Hyde Park Art Center, 5020 S Cornell Avenue, Chicago. 773.324.5520. The oldest alternative contemporary art venue in Chicago, the center has been supporting the visual arts in South Side communities as well as the greater Chicago metropolitan area since 1939. The gallery houses challenging, nontraditional offerings in all forms of media, primarily displaying exhibits by Chicago-area artists. Community outreach is a priority, propelling programs such as Visual Learners for schoolchildren, Artists Mentoring Teens, and General Community Outreach.

The Museum of Contemporary Art, 220 E Chicago Ave, Chicago. 312.280.2660. Located in the heart of Chicago’s Magnificent Mile, the Museum of Contemporary Art exhibits more than 6,000 objects that illustrate trends in art from 1945 to the present.
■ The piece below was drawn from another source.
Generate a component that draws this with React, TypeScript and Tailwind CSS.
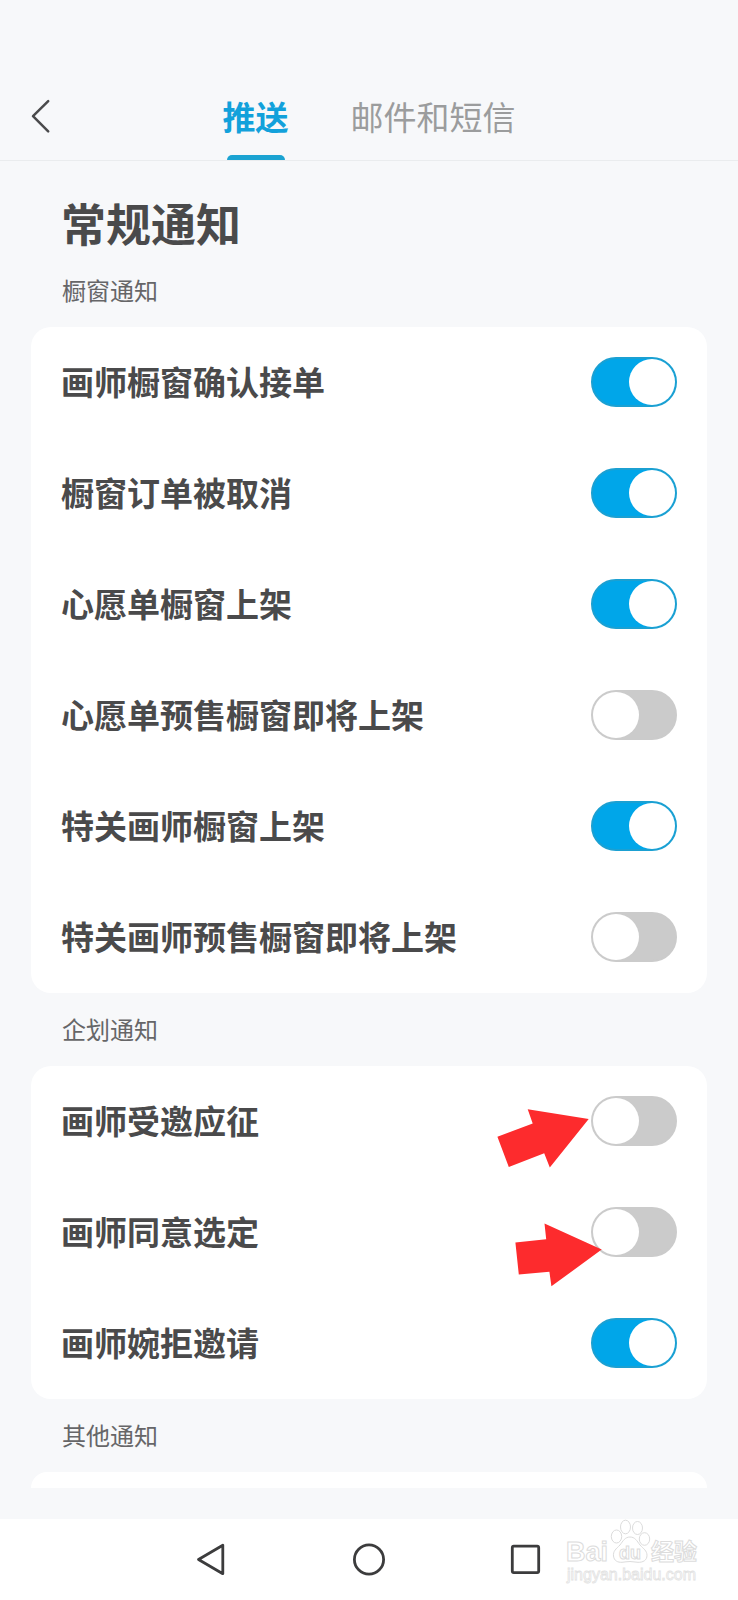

All forms of media are represented, from the traditional paintings, sculptures, works on paper, and photography, to the more challenging video, film, installations and performances. The MCA Store on site is not to be missed, with its curious collection of books, jewelry, toys, stationery and home/kitchen accents.

River East Art Center, 435 E Illinois St, Chicago. 312.321.1001. This new 100,000-square-foot facility has been transformed into a multidisciplinary arts venue, housing fine-art galleries, studios for working artists, and art-related retail destinations. Visitors to the center are encouraged in their appreciation of all art forms through exposure to a variety of exhibitions, musical and dance performances, and poetry readings.